- Genre: Psychological thriller;
- Created by: Sarah-Kate Lynch
- Directed by: Peter Stebbings
- Starring: Matt Whelan Rachelle Lefevre
- Composer: Rhian Sheehan
- Countries of origin: Canada New Zealand
- Original language: English
- No. of seasons: 1
- No. of episodes: 8

Production
- Executive producers: Kelly Martin; Sally Campbell; Christina Jennings; Scott Garvie; Peter Stebbings;
- Production companies: Shaftesbury Films; South Pacific Pictures; Acorn Media Enterprises;

Original release
- Network: Neon (New Zealand) CBC (Canada)
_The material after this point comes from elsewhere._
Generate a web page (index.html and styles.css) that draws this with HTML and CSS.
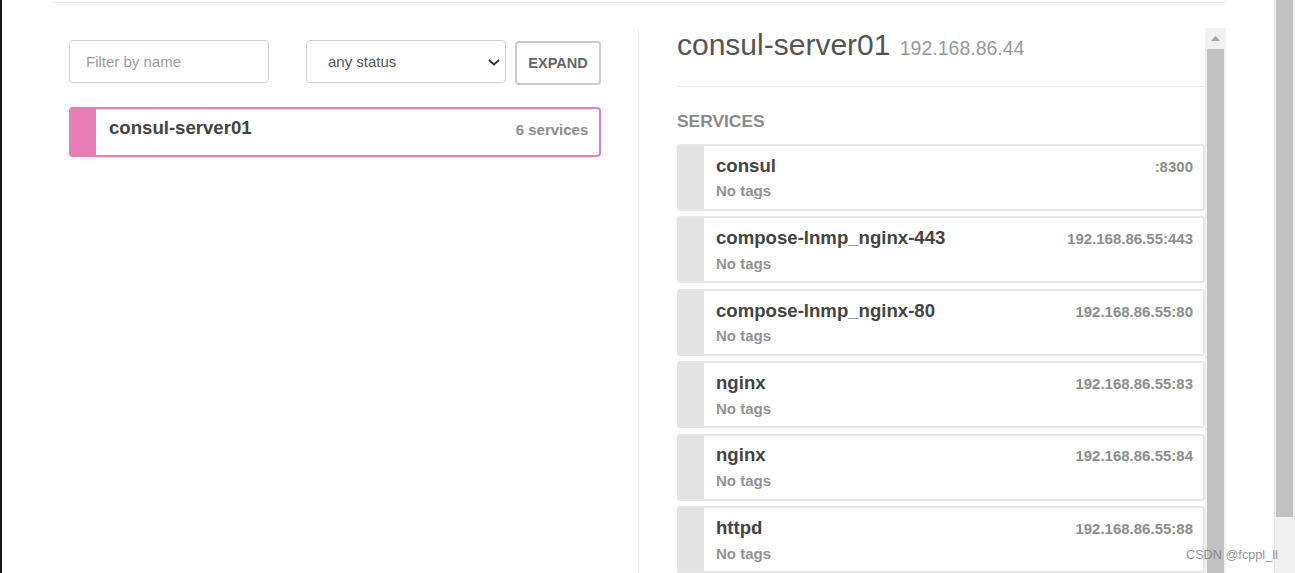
FILE: index.html
```html
<!DOCTYPE html>
<html lang="en">
<head>
<meta charset="utf-8">
<title>Consul UI - Nodes</title>
<link rel="stylesheet" href="styles.css">
</head>
<body>
<div class="screen">
  <div class="edge"></div>
  <div class="page">
    <div class="container">
      <div class="columns">
        <div class="nodes-col">
          <div class="controls">
            <input class="filter" type="text" placeholder="Filter by name">
            <div class="select-wrap">
              <select class="status">
                <option>any status</option>
              </select>
              <svg class="chev" width="12" height="7" viewBox="0 0 12 7"><path d="M1 1 L6 5.5 L11 1" fill="none" stroke="#333" stroke-width="1.8"/></svg>
            </div>
            <button class="expand">EXPAND</button>
          </div>
          <div class="node-card">
            <div class="node-bar"></div>
            <div class="node-body">
              <span class="node-name">consul-server01</span>
              <span class="node-count">6 services</span>
            </div>
          </div>
        </div>
        <div class="detail-col">
          <div class="detail-body">
            <h3 class="detail-title">consul-server01 <small class="detail-ip">192.168.86.44</small></h3>
            <hr class="rule">
            <h4 class="section-title">SERVICES</h4>
            <div class="svc-list">
              <div class="svc">
                <div class="svc-bar"></div>
                <div class="svc-body">
                  <div class="svc-row"><span class="svc-name">consul</span><span class="svc-addr">:8300</span></div>
                  <div class="svc-tags">No tags</div>
                </div>
              </div>
              <div class="svc">
                <div class="svc-bar"></div>
                <div class="svc-body">
                  <div class="svc-row"><span class="svc-name">compose-lnmp_nginx-443</span><span class="svc-addr">192.168.86.55:443</span></div>
                  <div class="svc-tags">No tags</div>
                </div>
              </div>
              <div class="svc">
                <div class="svc-bar"></div>
                <div class="svc-body">
                  <div class="svc-row"><span class="svc-name">compose-lnmp_nginx-80</span><span class="svc-addr">192.168.86.55:80</span></div>
                  <div class="svc-tags">No tags</div>
                </div>
              </div>
              <div class="svc">
                <div class="svc-bar"></div>
                <div class="svc-body">
                  <div class="svc-row"><span class="svc-name">nginx</span><span class="svc-addr">192.168.86.55:83</span></div>
                  <div class="svc-tags">No tags</div>
                </div>
              </div>
              <div class="svc">
                <div class="svc-bar"></div>
                <div class="svc-body">
                  <div class="svc-row"><span class="svc-name">nginx</span><span class="svc-addr">192.168.86.55:84</span></div>
                  <div class="svc-tags">No tags</div>
                </div>
              </div>
              <div class="svc">
                <div class="svc-bar"></div>
                <div class="svc-body">
                  <div class="svc-row"><span class="svc-name">httpd</span><span class="svc-addr">192.168.86.55:88</span></div>
                  <div class="svc-tags">No tags</div>
                </div>
              </div>
            </div>
          </div>
          <div class="vscroll">
            <div class="vscroll-arrow"><svg width="9" height="5" viewBox="0 0 9 5"><path d="M0 5 L4.5 0 L9 5 Z" fill="#a3a3a3"/></svg></div>
            <div class="vscroll-thumb"></div>
          </div>
        </div>
      </div>
    </div>
  </div>
  <div class="outer-scroll">
    <div class="outer-thumb"></div>
  </div>
  <div class="watermark">CSDN @fcppl_ll</div>
</div>
</body>
</html>
```

FILE: styles.css
```css
html, body {
  margin: 0;
  padding: 0;
  height: 573px;
  overflow: hidden;
  background: #fff;
}
body {
  font-family: "Liberation Sans", Arial, sans-serif;
  color: #444;
}
.screen {
  display: flex;
  height: 573px;
  position: relative;
}
.edge {
  width: 2px;
  background: #1b1b1b;
  flex: none;
}
.page {
  flex: 1;
  padding-left: 49px;
  overflow: hidden;
}
.container {
  width: 1175px;
  margin-top: 2px;
  border-top: 1px solid #ececec;
  height: 570px;
}
.columns {
  display: flex;
  height: 100%;
}
.nodes-col {
  width: 532px;
  padding: 37px 37px 0 18px;
  flex: none;
}
.controls {
  display: flex;
  align-items: flex-start;
}
.filter {
  box-sizing: border-box;
  width: 200px;
  height: 43px;
  border: 1px solid #cfcfcf;
  border-radius: 4px;
  padding: 0 0 0 16px;
  font-family: "Liberation Sans", Arial, sans-serif;
  font-size: 15px;
  color: #555;
  outline: none;
}
.filter::placeholder {
  color: #9d9d9d;
}
.select-wrap {
  position: relative;
  margin-left: 37px;
}
.status {
  box-sizing: border-box;
  width: 200px;
  height: 42.5px;
  -webkit-appearance: none;
  appearance: none;
  border: 1px solid #cfcfcf;
  border-radius: 4px;
  background: #fff;
  padding: 0 0 0 21px;
  font-family: "Liberation Sans", Arial, sans-serif;
  font-size: 15px;
  color: #555;
  outline: none;
}
.chev {
  position: absolute;
  left: 182px;
  top: 18.5px;
  pointer-events: none;
}
.expand {
  box-sizing: border-box;
  margin-left: 9px;
  margin-top: 1px;
  width: 86px;
  height: 44px;
  border: 2px solid #cbcbcb;
  border-radius: 4px;
  background: #fff;
  font-family: "Liberation Sans", Arial, sans-serif;
  font-weight: bold;
  font-size: 14.5px;
  color: #666;
  padding: 0;
}
.node-card {
  margin-top: 22px;
  display: flex;
  border: 2px solid #e67db4;
  border-radius: 4px;
}
.node-bar {
  width: 25px;
  background: #e67db4;
  flex: none;
}
.node-body {
  flex: 1;
  display: flex;
  justify-content: space-between;
  align-items: baseline;
  padding: 9.3px 10.7px 16px 13px;
}
.node-name {
  font-size: 18.6px;
  font-weight: bold;
  line-height: 20px;
  color: #444;
}
.node-count {
  font-size: 15px;
  font-weight: bold;
  color: #8d8d8d;
  line-height: 20px;
  position: relative;
  top: 1px;
}
.detail-col {
  flex: 1;
  margin-top: 25px;
  border-left: 1px solid #ececec;
  display: flex;
  overflow: hidden;
}
.detail-body {
  flex: 1;
  padding-left: 38px;
  overflow: hidden;
}
.detail-title {
  margin: 0;
  font-size: 30px;
  font-weight: normal;
  line-height: 33px;
  height: 33px;
  color: #555;
  white-space: nowrap;
}
.detail-ip {
  font-size: 19.5px;
  line-height: 20px;
  color: #999;
  margin-left: 1px;
}
.rule {
  margin: 25px 0 0 0;
  border: none;
  border-top: 1px solid #eee;
  height: 0;
}
.section-title {
  margin: 23.5px 0 0 0;
  font-size: 17.4px;
  font-weight: bold;
  line-height: 20px;
  color: #8a8a8a;
}
.svc-list {
  margin-top: 13.5px;
  display: flex;
  flex-direction: column;
  gap: 5.8px;
}
.svc {
  display: flex;
  border: 2px solid #e6e6e6;
  border-radius: 3px;
  flex: none;
}
.svc-bar {
  width: 25px;
  background: #e3e3e3;
  flex: none;
}
.svc-body {
  flex: 1;
  padding: 9.6px 10px 8.2px 12px;
}
.svc-row {
  display: flex;
  justify-content: space-between;
  align-items: baseline;
}
.svc-name {
  font-size: 18.6px;
  font-weight: bold;
  line-height: 20px;
  color: #444;
}
.svc-addr {
  font-size: 15px;
  font-weight: bold;
  line-height: 20px;
  color: #8d8d8d;
}
.svc-tags {
  margin-top: 5.9px;
  font-size: 15px;
  font-weight: bold;
  line-height: 18px;
  color: #929292;
}
.vscroll {
  width: 21px;
  flex: none;
  background: #f1f1f1;
  display: flex;
  flex-direction: column;
}
.vscroll-arrow {
  height: 21px;
  display: flex;
  align-items: center;
  justify-content: center;
}
.vscroll-thumb {
  flex: 1;
  margin: 0 2px;
  background: #c1c1c1;
}
.outer-scroll {
  width: 21px;
  flex: none;
  background: #f1f1f1;
  border-left: 1px solid #e4e4e4;
  box-sizing: border-box;
}
.outer-thumb {
  height: 517px;
  margin: 0 2px 0 1px;
  background: #c1c1c1;
}
.watermark {
  position: absolute;
  left: 1186px;
  top: 548px;
  font-size: 12.7px;
  color: rgba(120, 120, 120, 0.8);
  white-space: nowrap;
}
```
= The Sounds (TV series) =

Canadian-New Zealand television mystery drama series

The Sounds is a Canadian-New Zealand coproduced television mystery drama series that premiered on Acorn TV and CBC Television in 2020. The series stars Matt Whelan and Rachelle Lefevre as Tom and Maggie Cabbott, a Canadian couple who move to the Pelorus Sound / Te Hoiere region of New Zealand to escape family drama, only for Tom to go missing. The series was created by New Zealand writer Sarah-Kate Lynch, and directed by Peter Stebbings. It is a coproduction of South Pacific Pictures and Shaftesbury Films.
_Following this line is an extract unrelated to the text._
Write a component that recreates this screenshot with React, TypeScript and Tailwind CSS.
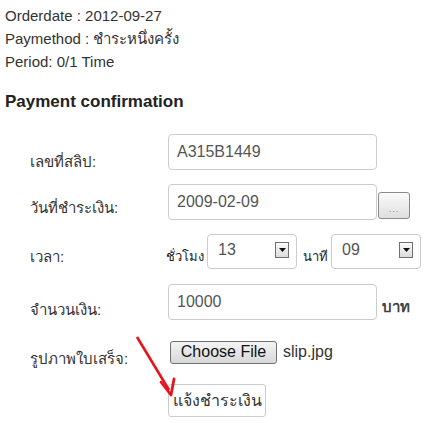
import React from 'react';

const font = { fontFamily: '"Liberation Sans", Arial, "Noto Sans", sans-serif' };

const Label: React.FC<{ children: React.ReactNode; pt: string }> = ({ children, pt }) => (
  <div className={`w-[138px] shrink-0 text-[15px] text-[#333] ${pt}`}>{children}</div>
);

const SelectBox: React.FC<{ value: string }> = ({ value }) => (
  <div className="w-[90px] h-[35px] border border-[#ccc] rounded-[4px] bg-white flex items-start justify-between pl-[10px] pr-[7px] pt-[6px]">
    <span className="text-[16px] leading-[18px] text-[#555]">{value}</span>
    <span className="mt-[1px] w-[14px] h-[16px] border border-[#707070] bg-gradient-to-b from-[#fafafa] to-[#dcdcdc] flex items-center justify-center">
      <svg width="7" height="4" viewBox="0 0 7 4">
        <path d="M0 0h7L3.5 4z" fill="#111" />
      </svg>
    </span>
  </div>
);

export default function App() {
  return (
    <div className="relative w-[430px] h-[423px] bg-white overflow-hidden" style={font}>
      <div className="pl-[5px] pt-[4px] text-[15px] leading-[23px] text-[#333]">
        <div>Orderdate : 2012-09-27</div>
        <div>Paymethod : ชำระหนึ่งครั้ง</div>
        <div>Period: 0/1 Time</div>
      </div>

      <h2 className="pl-[5px] mt-[19px] text-[17px] font-bold text-[#222] leading-[20px]">
        Payment confirmation
      </h2>

      <div className="pl-[30px] mt-[22px] flex flex-col">
        {/* slip no */}
        <div className="flex items-start h-[50px]">
          <Label pt="pt-[17px]">เลขที่สลิป:</Label>
          <div className="w-[209px] h-[36px] border border-[#ccc] rounded-[4px] flex items-center pl-[8px] text-[16px] text-[#555]">
            A315B1449
          </div>
        </div>

        {/* pay date */}
        <div className="flex items-start h-[50px]">
          <Label pt="pt-[13px]">วันที่ชำระเงิน:</Label>
          <div className="w-[209px] h-[36px] border border-[#ccc] rounded-[4px] flex items-center pl-[8px] text-[16px] text-[#555]">
            2009-02-09
          </div>
          <button className="ml-[1px] mt-[8px] w-[32px] h-[27px] border border-[#8a8a8a] rounded-[3px] bg-gradient-to-b from-[#fbfbfb] to-[#dedede] flex items-end justify-center pb-[5px]">
            <span className="text-[9px] leading-[8px] text-[#6a86b0] tracking-[1px]">...</span>
          </button>
        </div>

        {/* time */}
        <div className="flex items-start h-[50px]">
          <Label pt="pt-[12px]">เวลา:</Label>
          <div className="flex items-start">
            <span className="text-[13px] text-[#222] pt-[13px] w-[41px] -ml-[2px] whitespace-nowrap">ชั่วโมง</span>
            <SelectBox value="13" />
            <span className="text-[13px] text-[#222] pt-[13px] ml-[6px] w-[28px] whitespace-nowrap">นาที</span>
            <SelectBox value="09" />
          </div>
        </div>

        {/* amount */}
        <div className="flex items-start h-[56px]">
          <Label pt="pt-[15px]">จำนวนเงิน:</Label>
          <div className="w-[209px] h-[36px] border border-[#ccc] rounded-[4px] flex items-center pl-[8px] text-[16px] text-[#555]">
            10000
          </div>
          <span className="ml-[5px] pt-[12px] text-[15px] font-bold text-[#444]">บาท</span>
        </div>

        {/* slip image */}
        <div className="flex items-start h-[44px]">
          <Label pt="pt-[8px]">รูปภาพใบเสร็จ:</Label>
          <div className="flex items-center ml-[2px]">
            <button className="w-[107px] h-[23px] border border-[#707070] rounded-[3px] bg-gradient-to-b from-[#f4f4f4] to-[#d8d8d8] text-[16px] leading-[20px] text-[#111]">
              Choose File
            </button>
            <span className="ml-[6px] text-[16px] text-[#333]">slip.jpg</span>
          </div>
        </div>

        {/* submit */}
        <div className="flex items-start">
          <div className="w-[138px] shrink-0" />
          <button className="w-[98px] h-[33px] border border-[#ccc] rounded-[3px] bg-white text-[16px] text-[#333] flex items-center justify-center">
            แจ้งชำระเงิน
          </button>
        </div>
      </div>

      {/* annotation arrow */}
      <svg className="absolute left-0 top-0 pointer-events-none" width="430" height="423">
        <line x1="137" y1="337" x2="169" y2="390" stroke="#e8141b" strokeWidth="2.6" />
        <path d="M171 395 L161 382 M171 395 L174 379" stroke="#e8141b" strokeWidth="2.8" fill="none" strokeLinecap="round" />
      </svg>
    </div>
  );
}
The series premiered on September 3, 2020 on Acorn TV and Neon, and on October 5, 2020 on CBC Television.

==Cast==
- Matt Whelan as Tom Cabbott
- Rachelle Lefevre as Maggie Cabbott
- Matt Nable as Jack McGregor
- Emily Piggford as Esther Ishikawa
- Peter Elliott as Stuart McGregor
- Anna-Maree Thomas as Zoe McGregor
- Vanessa Rare as Pania Cottle

==Episodes==

| No. | Title | Directed by | Written by | Original release date | Viewers (millions) |
|---|---|---|---|---|---|
| 1 | "Open Water" | Peter Stebbings | Sarah-Kate Lynch | September 3, 2020 | N/A |
| 2 | "Find the Money" | Peter Stebbings | Sarah-Kate Lynch & Timothy Balme | September 3, 2020 | N/A |
| 3 | "Not Tom" | Peter Stebbings | Sarah-Kate Lynch | September 7, 2020 | N/A |
| 4 | "Playing the Odds" | Peter Stebbings | Sarah-Kate Lynch, Joss King & Timothy Balme | September 14, 2020 | N/A |
| 5 | "Not For Sale" | Peter Stebbings | Sarah-Kate Lynch, Timothy Balme & Harry McNaughton | September 21, 2020 | N/A |
| 6 | "Stick to the Plan" | Peter Stebbings | Sarah-Kate Lynch | September 28, 2020 | N/A |
| 7 | "Help" | Peter Stebbings | Sarah-Kate Lynch, Kathryn Burnett & Harry McNaughton | October 5, 2020 | N/A |
| 8 | "Make Amends" | Peter Stebbings | Sarah-Kate Lynch & Joss King | October 12, 2020 | N/A |

== Production ==
The Sounds was filmed in early 2020 on location in the coastal settlements of Huia and Cornwallis in the Waitākere Ranges, Auckland and at Whangaroa Harbour in Northland, New Zealand. It was a co-production of South Pacific Pictures and Shaftesbury Films.